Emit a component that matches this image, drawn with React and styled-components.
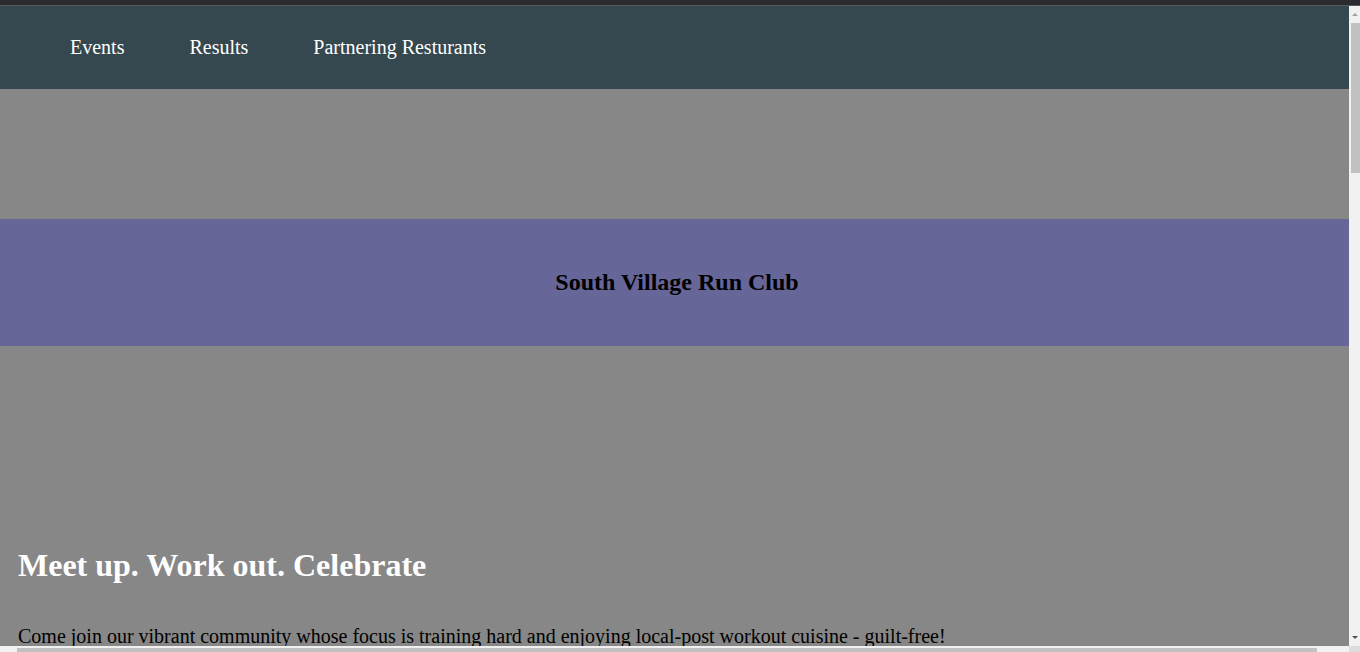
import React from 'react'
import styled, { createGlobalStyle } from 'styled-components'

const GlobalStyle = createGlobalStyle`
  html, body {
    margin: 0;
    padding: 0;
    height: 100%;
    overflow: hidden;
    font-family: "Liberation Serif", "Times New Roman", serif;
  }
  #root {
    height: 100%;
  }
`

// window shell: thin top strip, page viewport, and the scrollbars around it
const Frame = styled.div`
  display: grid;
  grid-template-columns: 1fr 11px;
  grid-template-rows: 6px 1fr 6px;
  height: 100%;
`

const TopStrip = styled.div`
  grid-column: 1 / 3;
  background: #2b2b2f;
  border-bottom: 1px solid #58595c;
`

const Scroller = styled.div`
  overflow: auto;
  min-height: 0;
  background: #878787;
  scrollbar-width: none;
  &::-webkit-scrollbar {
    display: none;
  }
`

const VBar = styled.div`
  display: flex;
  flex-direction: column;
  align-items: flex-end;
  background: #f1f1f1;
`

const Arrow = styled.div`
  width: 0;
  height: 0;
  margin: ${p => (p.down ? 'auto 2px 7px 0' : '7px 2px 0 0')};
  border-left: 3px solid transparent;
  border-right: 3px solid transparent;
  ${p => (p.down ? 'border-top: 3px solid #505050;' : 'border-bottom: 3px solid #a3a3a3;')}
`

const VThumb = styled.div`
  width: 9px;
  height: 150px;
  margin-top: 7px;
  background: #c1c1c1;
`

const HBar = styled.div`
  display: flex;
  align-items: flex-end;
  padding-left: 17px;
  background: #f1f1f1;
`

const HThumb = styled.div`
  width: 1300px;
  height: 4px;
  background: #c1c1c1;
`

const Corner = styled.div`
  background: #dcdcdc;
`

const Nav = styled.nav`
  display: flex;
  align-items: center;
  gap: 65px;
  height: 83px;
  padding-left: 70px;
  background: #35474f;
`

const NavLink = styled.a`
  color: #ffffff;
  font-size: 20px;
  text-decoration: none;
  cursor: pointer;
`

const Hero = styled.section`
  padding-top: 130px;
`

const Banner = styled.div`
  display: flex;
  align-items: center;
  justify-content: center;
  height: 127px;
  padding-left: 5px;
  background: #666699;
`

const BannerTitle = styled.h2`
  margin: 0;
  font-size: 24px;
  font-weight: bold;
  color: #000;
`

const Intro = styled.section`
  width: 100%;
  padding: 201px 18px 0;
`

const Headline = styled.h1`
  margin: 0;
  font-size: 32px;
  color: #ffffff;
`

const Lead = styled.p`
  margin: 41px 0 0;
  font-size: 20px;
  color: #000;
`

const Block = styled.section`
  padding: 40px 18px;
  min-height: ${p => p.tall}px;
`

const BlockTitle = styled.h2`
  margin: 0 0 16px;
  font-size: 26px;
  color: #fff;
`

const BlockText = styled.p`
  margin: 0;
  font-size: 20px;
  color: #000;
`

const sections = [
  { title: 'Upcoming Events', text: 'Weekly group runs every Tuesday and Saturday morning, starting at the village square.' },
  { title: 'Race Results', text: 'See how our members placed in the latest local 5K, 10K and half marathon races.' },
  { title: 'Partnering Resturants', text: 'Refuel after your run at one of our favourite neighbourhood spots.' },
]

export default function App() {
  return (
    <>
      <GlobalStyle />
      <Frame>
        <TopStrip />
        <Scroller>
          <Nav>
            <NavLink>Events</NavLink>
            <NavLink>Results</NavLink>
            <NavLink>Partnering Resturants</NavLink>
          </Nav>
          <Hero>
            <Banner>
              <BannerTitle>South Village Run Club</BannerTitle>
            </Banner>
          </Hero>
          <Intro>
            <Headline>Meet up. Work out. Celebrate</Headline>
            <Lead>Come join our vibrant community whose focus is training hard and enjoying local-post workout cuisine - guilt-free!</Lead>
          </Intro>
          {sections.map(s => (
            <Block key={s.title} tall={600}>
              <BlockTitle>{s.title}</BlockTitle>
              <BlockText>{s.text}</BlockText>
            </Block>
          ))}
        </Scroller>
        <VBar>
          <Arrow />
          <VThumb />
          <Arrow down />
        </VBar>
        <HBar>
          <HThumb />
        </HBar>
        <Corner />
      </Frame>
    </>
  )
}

> Challenge: Print out the whole of the material word for word, without pictures.

> Exercise output:
Emit a component that matches this image, drawn with React and styled-components.
import React from 'react'
import styled, { createGlobalStyle } from 'styled-components'

const GlobalStyle = createGlobalStyle`
  html, body {
    margin: 0;
    padding: 0;
    height: 100%;
    overflow: hidden;
    font-family: "Liberation Serif", "Times New Roman", serif;
  }
  #root {
    height: 100%;
  }
`

// window shell: thin top strip, page viewport, and the scrollbars around it
const Frame = styled.div`
  display: grid;
  grid-template-columns: 1fr 11px;
  grid-template-rows: 6px 1fr 6px;
  height: 100%;
`

const TopStrip = styled.div`
  grid-column: 1 / 3;
  background: #2b2b2f;
  border-bottom: 1px solid #58595c;
`

const Scroller = styled.div`
  overflow: auto;
  min-height: 0;
  background: #878787;
  scrollbar-width: none;
  &::-webkit-scrollbar {
    display: none;
  }
`

const VBar = styled.div`
  display: flex;
  flex-direction: column;
  align-items: flex-end;
  background: #f1f1f1;
`

const Arrow = styled.div`
  width: 0;
  height: 0;
  margin: ${p => (p.down ? 'auto 2px 7px 0' : '7px 2px 0 0')};
  border-left: 3px solid transparent;
  border-right: 3px solid transparent;
  ${p => (p.down ? 'border-top: 3px solid #505050;' : 'border-bottom: 3px solid #a3a3a3;')}
`

const VThumb = styled.div`
  width: 9px;
  height: 150px;
  margin-top: 7px;
  background: #c1c1c1;
`

const HBar = styled.div`
  display: flex;
  align-items: flex-end;
  padding-left: 17px;
  background: #f1f1f1;
`

const HThumb = styled.div`
  width: 1300px;
  height: 4px;
  background: #c1c1c1;
`

const Corner = styled.div`
  background: #dcdcdc;
`

const Nav = styled.nav`
  display: flex;
  align-items: center;
  gap: 65px;
  height: 83px;
  padding-left: 70px;
  background: #35474f;
`

const NavLink = styled.a`
  color: #ffffff;
  font-size: 20px;
  text-decoration: none;
  cursor: pointer;
`

const Hero = styled.section`
  padding-top: 130px;
`

const Banner = styled.div`
  display: flex;
  align-items: center;
  justify-content: center;
  height: 127px;
  padding-left: 5px;
  background: #666699;
`

const BannerTitle = styled.h2`
  margin: 0;
  font-size: 24px;
  font-weight: bold;
  color: #000;
`

const Intro = styled.section`
  width: 100%;
  padding: 201px 18px 0;
`

const Headline = styled.h1`
  margin: 0;
  font-size: 32px;
  color: #ffffff;
`

const Lead = styled.p`
  margin: 41px 0 0;
  font-size: 20px;
  color: #000;
`

const Block = styled.section`
  padding: 40px 18px;
  min-height: ${p => p.tall}px;
`

const BlockTitle = styled.h2`
  margin: 0 0 16px;
  font-size: 26px;
  color: #fff;
`

const BlockText = styled.p`
  margin: 0;
  font-size: 20px;
  color: #000;
`

const sections = [
  { title: 'Upcoming Events', text: 'Weekly group runs every Tuesday and Saturday morning, starting at the village square.' },
  { title: 'Race Results', text: 'See how our members placed in the latest local 5K, 10K and half marathon races.' },
  { title: 'Partnering Resturants', text: 'Refuel after your run at one of our favourite neighbourhood spots.' },
]

export default function App() {
  return (
    <>
      <GlobalStyle />
      <Frame>
        <TopStrip />
        <Scroller>
          <Nav>
            <NavLink>Events</NavLink>
            <NavLink>Results</NavLink>
            <NavLink>Partnering Resturants</NavLink>
          </Nav>
          <Hero>
            <Banner>
              <BannerTitle>South Village Run Club</BannerTitle>
            </Banner>
          </Hero>
          <Intro>
            <Headline>Meet up. Work out. Celebrate</Headline>
            <Lead>Come join our vibrant community whose focus is training hard and enjoying local-post workout cuisine - guilt-free!</Lead>
          </Intro>
          {sections.map(s => (
            <Block key={s.title} tall={600}>
              <BlockTitle>{s.title}</BlockTitle>
              <BlockText>{s.text}</BlockText>
            </Block>
          ))}
        </Scroller>
        <VBar>
          <Arrow />
          <VThumb />
          <Arrow down />
        </VBar>
        <HBar>
          <HThumb />
        </HBar>
        <Corner />
      </Frame>
    </>
  )
}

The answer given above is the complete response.